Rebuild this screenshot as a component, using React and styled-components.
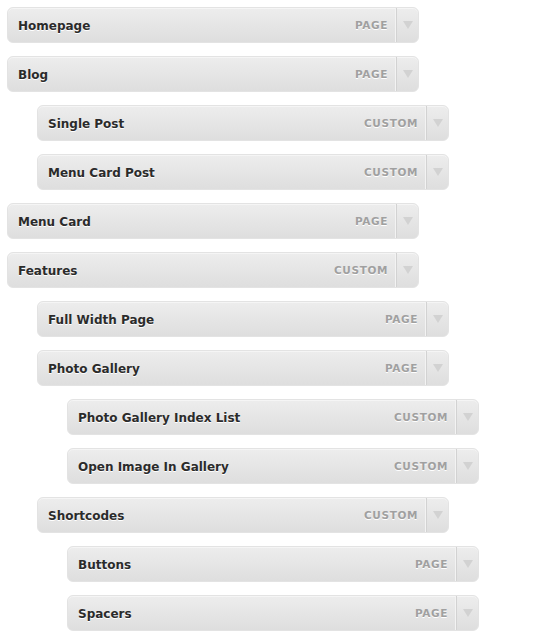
import React from 'react';
import styled, { createGlobalStyle } from 'styled-components';

const GlobalStyle = createGlobalStyle`
  body {
    margin: 0;
    background: #ffffff;
    font-family: "DejaVu Sans", Verdana, sans-serif;
  }
`;

const MenuList = styled.ul`
  list-style: none;
  margin: 0;
  padding: 7px 0 0 7px;
  display: flex;
  flex-direction: column;
  gap: 13px;
`;

const MenuItem = styled.li`
  margin-left: ${(p) => p.$depth * 30}px;
  width: 412px;
  height: 36px;
  box-sizing: border-box;
  display: flex;
  align-items: center;
  border: 1px solid #e3e3e3;
  border-radius: 6px;
  background: linear-gradient(to bottom, #ededed 0%, #dedede 100%);
  box-shadow: inset 0 1px 0 #f5f5f5;
`;

const Title = styled.span`
  flex: 1;
  padding-left: 10px;
  padding-top: 1px;
  font-size: 12px;
  font-weight: bold;
  color: #2b2b2b;
  text-shadow: 0 1px 0 #ffffff;
`;

const TypeLabel = styled.span`
  font-size: 10.5px;
  font-weight: bold;
  letter-spacing: 0.6px;
  color: #a0a0a0;
  text-transform: uppercase;
  padding-right: 8px;
  padding-bottom: 1px;
  text-shadow: 0 1px 0 #ffffff;
`;

const Toggle = styled.span`
  width: 21px;
  height: 100%;
  border-left: 1px solid #d2d2d2;
  box-shadow: -1px 0 0 #f3f3f3;
  display: flex;
  align-items: center;
  justify-content: center;
`;

const Arrow = () => (
  <svg width="10" height="8" viewBox="0 0 10 8">
    <path d="M0 0 H10 L5 8 Z" fill="#d2d2d2" />
  </svg>
);

const items = [
  { title: 'Homepage', type: 'Page', depth: 0 },
  { title: 'Blog', type: 'Page', depth: 0 },
  { title: 'Single Post', type: 'Custom', depth: 1 },
  { title: 'Menu Card Post', type: 'Custom', depth: 1 },
  { title: 'Menu Card', type: 'Page', depth: 0 },
  { title: 'Features', type: 'Custom', depth: 0 },
  { title: 'Full Width Page', type: 'Page', depth: 1 },
  { title: 'Photo Gallery', type: 'Page', depth: 1 },
  { title: 'Photo Gallery Index List', type: 'Custom', depth: 2 },
  { title: 'Open Image In Gallery', type: 'Custom', depth: 2 },
  { title: 'Shortcodes', type: 'Custom', depth: 1 },
  { title: 'Buttons', type: 'Page', depth: 2 },
  { title: 'Spacers', type: 'Page', depth: 2 },
];

const App = () => (
  <>
    <GlobalStyle />
    <MenuList>
      {items.map((item) => (
        <MenuItem key={item.title} $depth={item.depth}>
          <Title>{item.title}</Title>
          <TypeLabel>{item.type}</TypeLabel>
          <Toggle>
            <Arrow />
          </Toggle>
        </MenuItem>
      ))}
    </MenuList>
  </>
);

export default App;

▬▬▬▬▬▬▬▬▬▬

• **Aim**
Copy, from the material, each line that holds the string "styled".

• **Response to the exercise**
Rebuild this screenshot as a component, using React and styled-components.
import styled, { createGlobalStyle } from 'styled-components';
const MenuList = styled.ul`
const MenuItem = styled.li`
const Title = styled.span`
const TypeLabel = styled.span`
const Toggle = styled.span`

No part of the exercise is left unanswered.